All the records that follow need to be reproduced exactly. Omit the images.
┄┄┄┄┄┄┄┄┄┄
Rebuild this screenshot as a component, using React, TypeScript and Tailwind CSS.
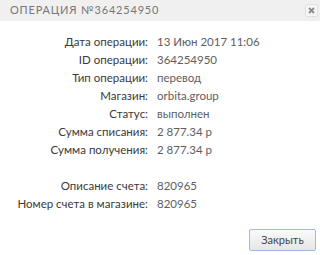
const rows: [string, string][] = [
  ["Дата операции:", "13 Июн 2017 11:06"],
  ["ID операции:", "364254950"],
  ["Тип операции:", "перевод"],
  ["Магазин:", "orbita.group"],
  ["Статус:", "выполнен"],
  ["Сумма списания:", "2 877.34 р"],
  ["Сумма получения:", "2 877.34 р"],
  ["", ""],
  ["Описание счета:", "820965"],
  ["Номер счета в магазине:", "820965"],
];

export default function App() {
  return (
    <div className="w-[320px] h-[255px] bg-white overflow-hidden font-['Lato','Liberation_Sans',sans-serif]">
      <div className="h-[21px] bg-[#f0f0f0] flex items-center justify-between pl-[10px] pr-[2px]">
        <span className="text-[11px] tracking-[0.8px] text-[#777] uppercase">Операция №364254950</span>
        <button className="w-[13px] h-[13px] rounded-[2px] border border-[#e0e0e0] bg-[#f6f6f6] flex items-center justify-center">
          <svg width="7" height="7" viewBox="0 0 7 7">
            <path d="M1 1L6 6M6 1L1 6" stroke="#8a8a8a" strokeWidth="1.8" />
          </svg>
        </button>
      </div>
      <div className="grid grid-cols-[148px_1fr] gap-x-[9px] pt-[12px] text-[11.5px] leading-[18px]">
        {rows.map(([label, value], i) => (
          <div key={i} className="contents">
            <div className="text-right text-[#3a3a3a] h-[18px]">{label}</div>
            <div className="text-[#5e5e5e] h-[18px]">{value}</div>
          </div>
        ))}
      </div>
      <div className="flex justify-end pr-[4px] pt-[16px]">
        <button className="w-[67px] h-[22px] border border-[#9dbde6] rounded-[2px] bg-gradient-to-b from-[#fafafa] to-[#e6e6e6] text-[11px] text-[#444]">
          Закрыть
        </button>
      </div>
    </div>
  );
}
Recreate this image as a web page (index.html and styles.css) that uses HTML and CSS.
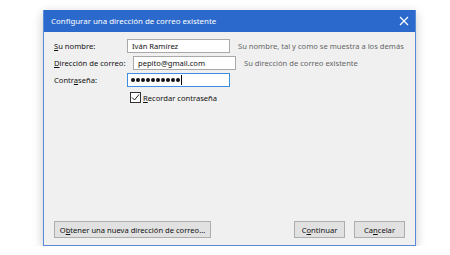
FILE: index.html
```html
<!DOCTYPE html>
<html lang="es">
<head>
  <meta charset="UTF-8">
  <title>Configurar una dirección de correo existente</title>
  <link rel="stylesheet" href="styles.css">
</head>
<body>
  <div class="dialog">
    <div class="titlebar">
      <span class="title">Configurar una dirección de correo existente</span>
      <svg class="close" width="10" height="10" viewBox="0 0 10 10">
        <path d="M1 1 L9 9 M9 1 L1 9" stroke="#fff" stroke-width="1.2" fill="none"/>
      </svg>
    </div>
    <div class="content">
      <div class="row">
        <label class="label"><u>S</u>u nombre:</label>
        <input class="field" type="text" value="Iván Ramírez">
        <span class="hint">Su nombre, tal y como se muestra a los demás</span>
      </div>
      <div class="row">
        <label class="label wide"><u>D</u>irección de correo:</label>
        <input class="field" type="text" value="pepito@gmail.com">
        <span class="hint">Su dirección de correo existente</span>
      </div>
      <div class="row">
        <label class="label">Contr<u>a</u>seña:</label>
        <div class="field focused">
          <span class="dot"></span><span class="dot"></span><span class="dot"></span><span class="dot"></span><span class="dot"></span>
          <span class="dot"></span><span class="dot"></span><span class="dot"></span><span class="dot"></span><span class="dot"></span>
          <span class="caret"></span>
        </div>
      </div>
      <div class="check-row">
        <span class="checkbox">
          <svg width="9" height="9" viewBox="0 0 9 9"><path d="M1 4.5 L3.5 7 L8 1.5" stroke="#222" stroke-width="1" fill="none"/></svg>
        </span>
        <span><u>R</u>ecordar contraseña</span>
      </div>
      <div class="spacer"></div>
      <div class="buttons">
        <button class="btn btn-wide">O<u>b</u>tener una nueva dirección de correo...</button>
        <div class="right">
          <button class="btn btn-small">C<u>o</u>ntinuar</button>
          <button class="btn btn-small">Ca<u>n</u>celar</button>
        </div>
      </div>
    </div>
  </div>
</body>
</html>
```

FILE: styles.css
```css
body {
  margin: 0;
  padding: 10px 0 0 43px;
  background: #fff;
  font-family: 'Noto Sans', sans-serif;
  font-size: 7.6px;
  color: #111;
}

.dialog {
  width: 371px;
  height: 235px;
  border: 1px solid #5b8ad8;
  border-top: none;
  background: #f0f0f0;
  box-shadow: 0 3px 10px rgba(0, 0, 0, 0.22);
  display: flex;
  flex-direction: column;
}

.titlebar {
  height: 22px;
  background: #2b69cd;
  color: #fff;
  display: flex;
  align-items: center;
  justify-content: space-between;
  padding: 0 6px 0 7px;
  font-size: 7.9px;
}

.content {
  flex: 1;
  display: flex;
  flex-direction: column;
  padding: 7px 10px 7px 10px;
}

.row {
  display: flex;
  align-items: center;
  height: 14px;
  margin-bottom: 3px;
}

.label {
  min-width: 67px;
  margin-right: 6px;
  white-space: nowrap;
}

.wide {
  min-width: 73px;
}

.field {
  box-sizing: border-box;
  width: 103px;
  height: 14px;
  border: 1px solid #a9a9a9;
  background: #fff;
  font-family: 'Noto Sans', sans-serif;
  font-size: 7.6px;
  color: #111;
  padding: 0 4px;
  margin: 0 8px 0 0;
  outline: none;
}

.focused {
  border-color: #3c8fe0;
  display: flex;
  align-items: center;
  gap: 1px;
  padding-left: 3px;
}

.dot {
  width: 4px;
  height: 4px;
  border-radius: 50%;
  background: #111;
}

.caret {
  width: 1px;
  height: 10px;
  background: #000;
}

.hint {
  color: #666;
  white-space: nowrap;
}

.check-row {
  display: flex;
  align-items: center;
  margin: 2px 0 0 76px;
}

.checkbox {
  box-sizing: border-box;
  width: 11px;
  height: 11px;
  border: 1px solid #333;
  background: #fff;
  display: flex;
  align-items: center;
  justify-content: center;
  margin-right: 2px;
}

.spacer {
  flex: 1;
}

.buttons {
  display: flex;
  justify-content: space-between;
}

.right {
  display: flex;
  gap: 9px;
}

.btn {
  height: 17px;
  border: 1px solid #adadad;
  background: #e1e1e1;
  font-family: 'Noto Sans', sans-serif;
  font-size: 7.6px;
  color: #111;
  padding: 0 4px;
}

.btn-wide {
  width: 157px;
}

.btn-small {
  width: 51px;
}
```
┄┄┄┄┄┄┄┄┄┄
EXERCISE RESULT →
Rebuild this screenshot as a component, using React, TypeScript and Tailwind CSS.
const rows: [string, string][] = [
  ["Дата операции:", "13 Июн 2017 11:06"],
  ["ID операции:", "364254950"],
  ["Тип операции:", "перевод"],
  ["Магазин:", "orbita.group"],
  ["Статус:", "выполнен"],
  ["Сумма списания:", "2 877.34 р"],
  ["Сумма получения:", "2 877.34 р"],
  ["", ""],
  ["Описание счета:", "820965"],
  ["Номер счета в магазине:", "820965"],
];

export default function App() {
  return (
    <div className="w-[320px] h-[255px] bg-white overflow-hidden font-['Lato','Liberation_Sans',sans-serif]">
      <div className="h-[21px] bg-[#f0f0f0] flex items-center justify-between pl-[10px] pr-[2px]">
        <span className="text-[11px] tracking-[0.8px] text-[#777] uppercase">Операция №364254950</span>
        <button className="w-[13px] h-[13px] rounded-[2px] border border-[#e0e0e0] bg-[#f6f6f6] flex items-center justify-center">
          <svg width="7" height="7" viewBox="0 0 7 7">
            <path d="M1 1L6 6M6 1L1 6" stroke="#8a8a8a" strokeWidth="1.8" />
          </svg>
        </button>
      </div>
      <div className="grid grid-cols-[148px_1fr] gap-x-[9px] pt-[12px] text-[11.5px] leading-[18px]">
        {rows.map(([label, value], i) => (
          <div key={i} className="contents">
            <div className="text-right text-[#3a3a3a] h-[18px]">{label}</div>
            <div className="text-[#5e5e5e] h-[18px]">{value}</div>
          </div>
        ))}
      </div>
      <div className="flex justify-end pr-[4px] pt-[16px]">
        <button className="w-[67px] h-[22px] border border-[#9dbde6] rounded-[2px] bg-gradient-to-b from-[#fafafa] to-[#e6e6e6] text-[11px] text-[#444]">
          Закрыть
        </button>
      </div>
    </div>
  );
}
Recreate this image as a web page (index.html and styles.css) that uses HTML and CSS.
FILE: index.html
```html
<!DOCTYPE html>
<html lang="es">
<head>
  <meta charset="UTF-8">
  <title>Configurar una dirección de correo existente</title>
  <link rel="stylesheet" href="styles.css">
</head>
<body>
  <div class="dialog">
    <div class="titlebar">
      <span class="title">Configurar una dirección de correo existente</span>
      <svg class="close" width="10" height="10" viewBox="0 0 10 10">
        <path d="M1 1 L9 9 M9 1 L1 9" stroke="#fff" stroke-width="1.2" fill="none"/>
      </svg>
    </div>
    <div class="content">
      <div class="row">
        <label class="label"><u>S</u>u nombre:</label>
        <input class="field" type="text" value="Iván Ramírez">
        <span class="hint">Su nombre, tal y como se muestra a los demás</span>
      </div>
      <div class="row">
        <label class="label wide"><u>D</u>irección de correo:</label>
        <input class="field" type="text" value="pepito@gmail.com">
        <span class="hint">Su dirección de correo existente</span>
      </div>
      <div class="row">
        <label class="label">Contr<u>a</u>seña:</label>
        <div class="field focused">
          <span class="dot"></span><span class="dot"></span><span class="dot"></span><span class="dot"></span><span class="dot"></span>
          <span class="dot"></span><span class="dot"></span><span class="dot"></span><span class="dot"></span><span class="dot"></span>
          <span class="caret"></span>
        </div>
      </div>
      <div class="check-row">
        <span class="checkbox">
          <svg width="9" height="9" viewBox="0 0 9 9"><path d="M1 4.5 L3.5 7 L8 1.5" stroke="#222" stroke-width="1" fill="none"/></svg>
        </span>
        <span><u>R</u>ecordar contraseña</span>
      </div>
      <div class="spacer"></div>
      <div class="buttons">
        <button class="btn btn-wide">O<u>b</u>tener una nueva dirección de correo...</button>
        <div class="right">
          <button class="btn btn-small">C<u>o</u>ntinuar</button>
          <button class="btn btn-small">Ca<u>n</u>celar</button>
        </div>
      </div>
    </div>
  </div>
</body>
</html>
```

FILE: styles.css
```css
body {
  margin: 0;
  padding: 10px 0 0 43px;
  background: #fff;
  font-family: 'Noto Sans', sans-serif;
  font-size: 7.6px;
  color: #111;
}

.dialog {
  width: 371px;
  height: 235px;
  border: 1px solid #5b8ad8;
  border-top: none;
  background: #f0f0f0;
  box-shadow: 0 3px 10px rgba(0, 0, 0, 0.22);
  display: flex;
  flex-direction: column;
}

.titlebar {
  height: 22px;
  background: #2b69cd;
  color: #fff;
  display: flex;
  align-items: center;
  justify-content: space-between;
  padding: 0 6px 0 7px;
  font-size: 7.9px;
}

.content {
  flex: 1;
  display: flex;
  flex-direction: column;
  padding: 7px 10px 7px 10px;
}

.row {
  display: flex;
  align-items: center;
  height: 14px;
  margin-bottom: 3px;
}

.label {
  min-width: 67px;
  margin-right: 6px;
  white-space: nowrap;
}

.wide {
  min-width: 73px;
}

.field {
  box-sizing: border-box;
  width: 103px;
  height: 14px;
  border: 1px solid #a9a9a9;
  background: #fff;
  font-family: 'Noto Sans', sans-serif;
  font-size: 7.6px;
  color: #111;
  padding: 0 4px;
  margin: 0 8px 0 0;
  outline: none;
}

.focused {
  border-color: #3c8fe0;
  display: flex;
  align-items: center;
  gap: 1px;
  padding-left: 3px;
}

.dot {
  width: 4px;
  height: 4px;
  border-radius: 50%;
  background: #111;
}

.caret {
  width: 1px;
  height: 10px;
  background: #000;
}

.hint {
  color: #666;
  white-space: nowrap;
}

.check-row {
  display: flex;
  align-items: center;
  margin: 2px 0 0 76px;
}

.checkbox {
  box-sizing: border-box;
  width: 11px;
  height: 11px;
  border: 1px solid #333;
  background: #fff;
  display: flex;
  align-items: center;
  justify-content: center;
  margin-right: 2px;
}

.spacer {
  flex: 1;
}

.buttons {
  display: flex;
  justify-content: space-between;
}

.right {
  display: flex;
  gap: 9px;
}

.btn {
  height: 17px;
  border: 1px solid #adadad;
  background: #e1e1e1;
  font-family: 'Noto Sans', sans-serif;
  font-size: 7.6px;
  color: #111;
  padding: 0 4px;
}

.btn-wide {
  width: 157px;
}

.btn-small {
  width: 51px;
}
```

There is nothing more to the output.